### Goal of the exercise
Identify the lines that contain the string "this" and copy all of them.

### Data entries
- - -

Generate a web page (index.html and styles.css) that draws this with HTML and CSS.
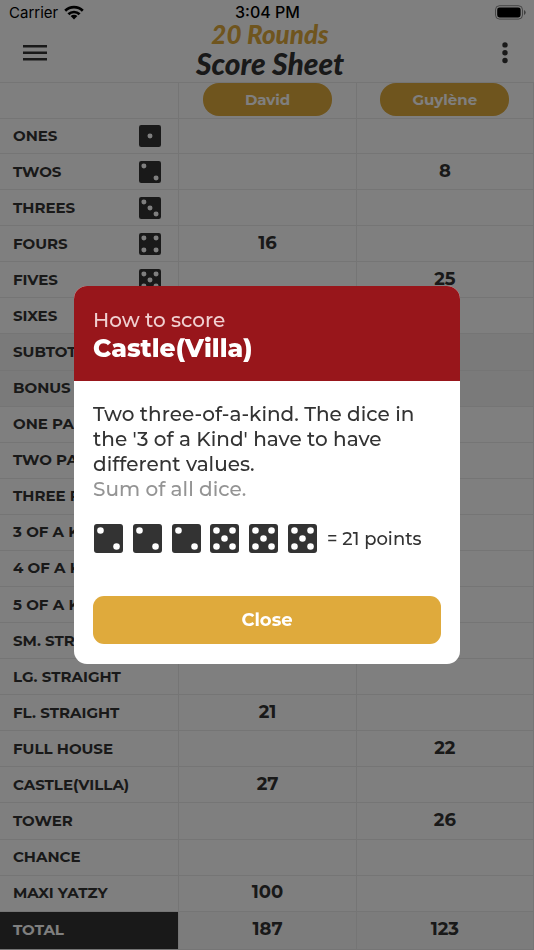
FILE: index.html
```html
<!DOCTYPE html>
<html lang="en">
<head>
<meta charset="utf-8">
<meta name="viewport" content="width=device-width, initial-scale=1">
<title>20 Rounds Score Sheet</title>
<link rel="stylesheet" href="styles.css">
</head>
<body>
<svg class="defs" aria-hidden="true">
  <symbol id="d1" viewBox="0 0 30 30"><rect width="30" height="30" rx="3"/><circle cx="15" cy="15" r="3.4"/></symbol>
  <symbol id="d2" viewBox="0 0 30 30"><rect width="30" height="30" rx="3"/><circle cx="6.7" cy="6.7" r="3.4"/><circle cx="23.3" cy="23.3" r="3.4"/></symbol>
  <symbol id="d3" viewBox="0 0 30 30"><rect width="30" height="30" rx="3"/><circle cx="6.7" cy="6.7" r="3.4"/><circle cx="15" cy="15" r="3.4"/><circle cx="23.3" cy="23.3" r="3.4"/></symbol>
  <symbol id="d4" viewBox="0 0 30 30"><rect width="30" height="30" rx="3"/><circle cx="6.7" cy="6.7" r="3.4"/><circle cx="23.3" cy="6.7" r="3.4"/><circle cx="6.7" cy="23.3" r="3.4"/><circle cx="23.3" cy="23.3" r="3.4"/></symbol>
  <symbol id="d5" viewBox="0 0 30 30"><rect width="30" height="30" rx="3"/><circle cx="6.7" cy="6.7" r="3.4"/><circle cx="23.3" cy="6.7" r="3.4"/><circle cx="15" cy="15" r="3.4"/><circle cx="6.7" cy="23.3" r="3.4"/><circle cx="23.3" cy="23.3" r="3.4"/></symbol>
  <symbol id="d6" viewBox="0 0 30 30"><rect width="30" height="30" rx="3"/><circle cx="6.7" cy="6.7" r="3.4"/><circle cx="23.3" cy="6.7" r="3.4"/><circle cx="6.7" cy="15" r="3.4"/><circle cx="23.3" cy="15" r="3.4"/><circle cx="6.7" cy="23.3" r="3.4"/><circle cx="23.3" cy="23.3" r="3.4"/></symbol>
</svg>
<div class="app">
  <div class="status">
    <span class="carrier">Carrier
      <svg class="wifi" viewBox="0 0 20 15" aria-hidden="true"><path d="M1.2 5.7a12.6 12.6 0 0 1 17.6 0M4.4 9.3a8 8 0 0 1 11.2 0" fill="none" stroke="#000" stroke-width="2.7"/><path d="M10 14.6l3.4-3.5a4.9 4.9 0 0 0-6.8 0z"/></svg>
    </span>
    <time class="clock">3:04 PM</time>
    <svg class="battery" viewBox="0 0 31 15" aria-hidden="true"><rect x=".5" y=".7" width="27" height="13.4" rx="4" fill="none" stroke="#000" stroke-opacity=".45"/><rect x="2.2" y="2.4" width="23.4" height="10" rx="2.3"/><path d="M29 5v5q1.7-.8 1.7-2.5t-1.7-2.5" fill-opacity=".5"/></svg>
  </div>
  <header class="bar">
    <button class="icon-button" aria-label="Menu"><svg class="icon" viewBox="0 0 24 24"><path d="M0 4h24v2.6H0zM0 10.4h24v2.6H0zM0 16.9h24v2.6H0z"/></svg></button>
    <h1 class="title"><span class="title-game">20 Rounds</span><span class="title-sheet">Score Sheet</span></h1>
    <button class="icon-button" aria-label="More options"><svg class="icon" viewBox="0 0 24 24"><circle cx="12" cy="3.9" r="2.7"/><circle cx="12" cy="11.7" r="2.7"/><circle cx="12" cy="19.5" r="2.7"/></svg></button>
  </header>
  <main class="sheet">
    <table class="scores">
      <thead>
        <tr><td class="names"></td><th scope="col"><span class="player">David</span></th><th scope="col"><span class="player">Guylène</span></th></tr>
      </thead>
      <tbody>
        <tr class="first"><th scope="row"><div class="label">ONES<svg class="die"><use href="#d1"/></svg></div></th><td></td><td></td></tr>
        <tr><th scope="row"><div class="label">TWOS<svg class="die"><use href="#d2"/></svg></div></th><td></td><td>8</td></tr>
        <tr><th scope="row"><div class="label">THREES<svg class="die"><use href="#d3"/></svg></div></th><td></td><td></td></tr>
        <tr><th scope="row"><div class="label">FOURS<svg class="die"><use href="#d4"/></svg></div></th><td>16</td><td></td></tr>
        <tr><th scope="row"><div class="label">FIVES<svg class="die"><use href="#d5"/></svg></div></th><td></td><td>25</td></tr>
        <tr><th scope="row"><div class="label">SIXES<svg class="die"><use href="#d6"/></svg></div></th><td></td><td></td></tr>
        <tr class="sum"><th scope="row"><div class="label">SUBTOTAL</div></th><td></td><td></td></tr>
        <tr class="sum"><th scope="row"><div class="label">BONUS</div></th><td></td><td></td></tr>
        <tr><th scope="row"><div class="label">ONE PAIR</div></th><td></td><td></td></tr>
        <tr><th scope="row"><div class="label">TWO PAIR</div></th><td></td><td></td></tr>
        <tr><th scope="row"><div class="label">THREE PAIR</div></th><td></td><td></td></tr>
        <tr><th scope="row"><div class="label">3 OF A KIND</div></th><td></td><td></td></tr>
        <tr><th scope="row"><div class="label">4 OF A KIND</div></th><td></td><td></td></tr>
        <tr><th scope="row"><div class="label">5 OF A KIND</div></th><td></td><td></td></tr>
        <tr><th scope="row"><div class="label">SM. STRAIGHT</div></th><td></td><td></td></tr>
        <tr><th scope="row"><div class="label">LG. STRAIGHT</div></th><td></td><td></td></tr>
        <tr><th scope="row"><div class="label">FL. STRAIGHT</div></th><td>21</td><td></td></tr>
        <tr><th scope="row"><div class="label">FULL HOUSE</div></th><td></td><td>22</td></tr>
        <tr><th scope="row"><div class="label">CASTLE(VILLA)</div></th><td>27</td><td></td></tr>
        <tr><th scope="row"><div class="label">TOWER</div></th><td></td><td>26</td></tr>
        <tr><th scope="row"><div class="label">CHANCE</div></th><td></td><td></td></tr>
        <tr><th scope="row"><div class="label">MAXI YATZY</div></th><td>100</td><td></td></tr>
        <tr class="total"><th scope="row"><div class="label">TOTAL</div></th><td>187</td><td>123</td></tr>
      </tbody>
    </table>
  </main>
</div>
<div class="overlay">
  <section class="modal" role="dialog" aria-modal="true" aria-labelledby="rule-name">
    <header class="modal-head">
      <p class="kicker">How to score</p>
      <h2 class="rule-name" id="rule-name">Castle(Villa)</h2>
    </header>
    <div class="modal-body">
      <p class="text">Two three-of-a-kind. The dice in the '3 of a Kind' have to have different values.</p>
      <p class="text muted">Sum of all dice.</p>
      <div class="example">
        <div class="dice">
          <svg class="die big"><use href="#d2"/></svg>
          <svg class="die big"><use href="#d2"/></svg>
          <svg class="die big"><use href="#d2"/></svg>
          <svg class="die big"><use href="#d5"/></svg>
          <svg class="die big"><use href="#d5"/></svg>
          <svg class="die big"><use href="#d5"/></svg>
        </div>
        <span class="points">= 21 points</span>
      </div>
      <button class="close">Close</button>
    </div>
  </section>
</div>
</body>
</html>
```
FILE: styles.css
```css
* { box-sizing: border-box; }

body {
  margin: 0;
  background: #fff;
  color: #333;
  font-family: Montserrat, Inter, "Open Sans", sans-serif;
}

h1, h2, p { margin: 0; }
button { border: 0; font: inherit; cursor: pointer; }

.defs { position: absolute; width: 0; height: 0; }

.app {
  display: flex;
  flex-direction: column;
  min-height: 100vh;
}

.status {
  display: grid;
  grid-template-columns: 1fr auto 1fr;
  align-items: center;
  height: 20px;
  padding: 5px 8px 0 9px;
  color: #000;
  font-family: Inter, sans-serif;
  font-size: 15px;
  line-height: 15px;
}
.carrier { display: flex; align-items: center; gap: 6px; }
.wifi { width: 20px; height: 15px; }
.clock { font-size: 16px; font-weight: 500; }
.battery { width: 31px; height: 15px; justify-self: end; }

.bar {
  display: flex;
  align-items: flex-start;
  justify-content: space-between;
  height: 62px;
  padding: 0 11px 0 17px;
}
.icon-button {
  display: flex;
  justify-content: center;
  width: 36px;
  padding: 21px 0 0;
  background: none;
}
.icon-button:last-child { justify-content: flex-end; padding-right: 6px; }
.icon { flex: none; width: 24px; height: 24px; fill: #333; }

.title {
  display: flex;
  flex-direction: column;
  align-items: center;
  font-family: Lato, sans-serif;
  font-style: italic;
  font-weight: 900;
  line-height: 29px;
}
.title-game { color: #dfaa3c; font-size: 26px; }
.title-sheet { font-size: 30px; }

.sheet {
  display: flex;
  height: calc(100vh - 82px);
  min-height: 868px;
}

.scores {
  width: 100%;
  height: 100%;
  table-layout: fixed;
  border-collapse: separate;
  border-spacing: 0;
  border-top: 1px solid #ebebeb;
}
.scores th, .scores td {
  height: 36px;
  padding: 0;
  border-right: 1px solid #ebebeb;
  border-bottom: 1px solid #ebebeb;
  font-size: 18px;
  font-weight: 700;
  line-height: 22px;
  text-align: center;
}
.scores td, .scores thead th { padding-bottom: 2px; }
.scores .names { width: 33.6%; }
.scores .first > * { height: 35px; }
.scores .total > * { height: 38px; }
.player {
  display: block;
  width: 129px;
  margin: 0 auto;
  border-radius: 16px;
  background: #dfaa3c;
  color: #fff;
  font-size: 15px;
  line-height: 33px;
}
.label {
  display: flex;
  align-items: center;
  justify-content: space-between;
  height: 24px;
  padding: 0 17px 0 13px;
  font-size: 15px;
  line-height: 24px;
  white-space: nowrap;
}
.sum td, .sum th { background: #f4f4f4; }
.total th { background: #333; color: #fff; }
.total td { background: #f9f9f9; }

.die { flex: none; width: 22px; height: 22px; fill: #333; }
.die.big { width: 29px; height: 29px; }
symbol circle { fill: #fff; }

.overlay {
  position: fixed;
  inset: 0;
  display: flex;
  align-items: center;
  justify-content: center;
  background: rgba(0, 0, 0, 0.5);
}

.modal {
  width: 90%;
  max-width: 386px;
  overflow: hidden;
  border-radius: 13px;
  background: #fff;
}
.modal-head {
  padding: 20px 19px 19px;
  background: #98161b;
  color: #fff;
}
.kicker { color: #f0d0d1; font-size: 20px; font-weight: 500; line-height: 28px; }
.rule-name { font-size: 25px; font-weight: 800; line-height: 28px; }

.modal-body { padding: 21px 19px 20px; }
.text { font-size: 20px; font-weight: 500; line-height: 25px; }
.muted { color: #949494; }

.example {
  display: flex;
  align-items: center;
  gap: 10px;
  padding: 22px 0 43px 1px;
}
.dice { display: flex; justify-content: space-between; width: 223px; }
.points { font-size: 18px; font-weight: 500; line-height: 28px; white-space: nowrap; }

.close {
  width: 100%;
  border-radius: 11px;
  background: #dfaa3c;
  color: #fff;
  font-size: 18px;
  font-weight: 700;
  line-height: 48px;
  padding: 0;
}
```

- - -

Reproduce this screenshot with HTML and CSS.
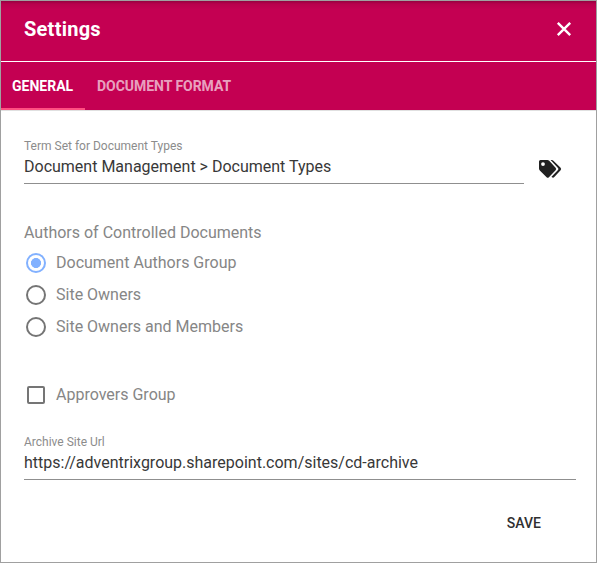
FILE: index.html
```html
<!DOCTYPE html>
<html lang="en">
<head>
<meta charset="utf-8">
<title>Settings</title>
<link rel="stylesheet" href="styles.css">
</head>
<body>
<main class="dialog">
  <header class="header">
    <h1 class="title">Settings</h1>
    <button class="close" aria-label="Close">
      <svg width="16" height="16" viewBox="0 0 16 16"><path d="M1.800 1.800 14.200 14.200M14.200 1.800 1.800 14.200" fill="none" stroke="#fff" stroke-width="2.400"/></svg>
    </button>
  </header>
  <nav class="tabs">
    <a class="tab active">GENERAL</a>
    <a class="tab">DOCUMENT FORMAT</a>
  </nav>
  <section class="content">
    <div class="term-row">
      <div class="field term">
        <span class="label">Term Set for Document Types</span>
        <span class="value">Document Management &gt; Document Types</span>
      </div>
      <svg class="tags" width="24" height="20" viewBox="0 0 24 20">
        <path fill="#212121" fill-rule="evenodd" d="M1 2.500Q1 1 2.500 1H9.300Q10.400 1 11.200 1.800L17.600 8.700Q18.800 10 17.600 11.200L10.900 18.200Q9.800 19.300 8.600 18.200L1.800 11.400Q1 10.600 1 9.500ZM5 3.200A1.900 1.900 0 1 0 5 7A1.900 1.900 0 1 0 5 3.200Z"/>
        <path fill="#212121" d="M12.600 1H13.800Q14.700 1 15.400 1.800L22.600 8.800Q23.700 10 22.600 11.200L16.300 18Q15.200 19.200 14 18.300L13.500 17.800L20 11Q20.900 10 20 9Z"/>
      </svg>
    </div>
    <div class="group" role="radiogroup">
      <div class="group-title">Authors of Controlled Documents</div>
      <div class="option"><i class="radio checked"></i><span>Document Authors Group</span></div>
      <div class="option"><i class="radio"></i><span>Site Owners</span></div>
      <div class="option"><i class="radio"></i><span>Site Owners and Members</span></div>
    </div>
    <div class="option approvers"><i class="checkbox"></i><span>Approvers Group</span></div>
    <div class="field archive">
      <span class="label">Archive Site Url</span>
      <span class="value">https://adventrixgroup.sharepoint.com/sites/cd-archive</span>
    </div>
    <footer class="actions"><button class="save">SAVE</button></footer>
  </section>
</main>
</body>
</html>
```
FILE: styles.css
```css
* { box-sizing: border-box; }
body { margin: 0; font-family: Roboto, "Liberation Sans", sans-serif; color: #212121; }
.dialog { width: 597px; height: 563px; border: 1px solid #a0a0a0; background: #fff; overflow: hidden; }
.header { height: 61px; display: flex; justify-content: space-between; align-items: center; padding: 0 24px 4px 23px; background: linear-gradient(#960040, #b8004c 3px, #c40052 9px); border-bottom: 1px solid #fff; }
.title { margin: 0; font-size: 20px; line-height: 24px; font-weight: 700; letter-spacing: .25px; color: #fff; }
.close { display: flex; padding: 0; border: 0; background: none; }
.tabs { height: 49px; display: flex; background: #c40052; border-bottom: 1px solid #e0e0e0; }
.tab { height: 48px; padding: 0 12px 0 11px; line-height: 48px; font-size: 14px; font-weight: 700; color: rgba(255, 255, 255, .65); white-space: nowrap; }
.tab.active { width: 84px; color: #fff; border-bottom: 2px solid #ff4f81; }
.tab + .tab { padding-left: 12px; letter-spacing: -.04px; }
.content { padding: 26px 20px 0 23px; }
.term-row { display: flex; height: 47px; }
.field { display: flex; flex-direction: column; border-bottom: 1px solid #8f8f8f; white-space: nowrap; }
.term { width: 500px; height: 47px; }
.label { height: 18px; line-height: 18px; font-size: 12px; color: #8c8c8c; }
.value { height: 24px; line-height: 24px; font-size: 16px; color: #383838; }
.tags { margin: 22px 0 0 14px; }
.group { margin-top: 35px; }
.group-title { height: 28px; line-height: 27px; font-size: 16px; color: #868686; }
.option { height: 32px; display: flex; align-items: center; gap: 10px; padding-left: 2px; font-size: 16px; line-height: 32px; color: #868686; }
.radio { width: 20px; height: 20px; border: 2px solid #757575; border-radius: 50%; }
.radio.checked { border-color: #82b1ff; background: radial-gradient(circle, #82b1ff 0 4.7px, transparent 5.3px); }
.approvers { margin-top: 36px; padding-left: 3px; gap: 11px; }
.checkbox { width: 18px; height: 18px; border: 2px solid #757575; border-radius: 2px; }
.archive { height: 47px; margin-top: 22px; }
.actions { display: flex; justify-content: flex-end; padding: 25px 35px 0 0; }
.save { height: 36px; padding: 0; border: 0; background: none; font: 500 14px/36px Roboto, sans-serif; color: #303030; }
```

- - -

### Exercise solution
Generate a web page (index.html and styles.css) that draws this with HTML and CSS.
Reproduce this screenshot with HTML and CSS.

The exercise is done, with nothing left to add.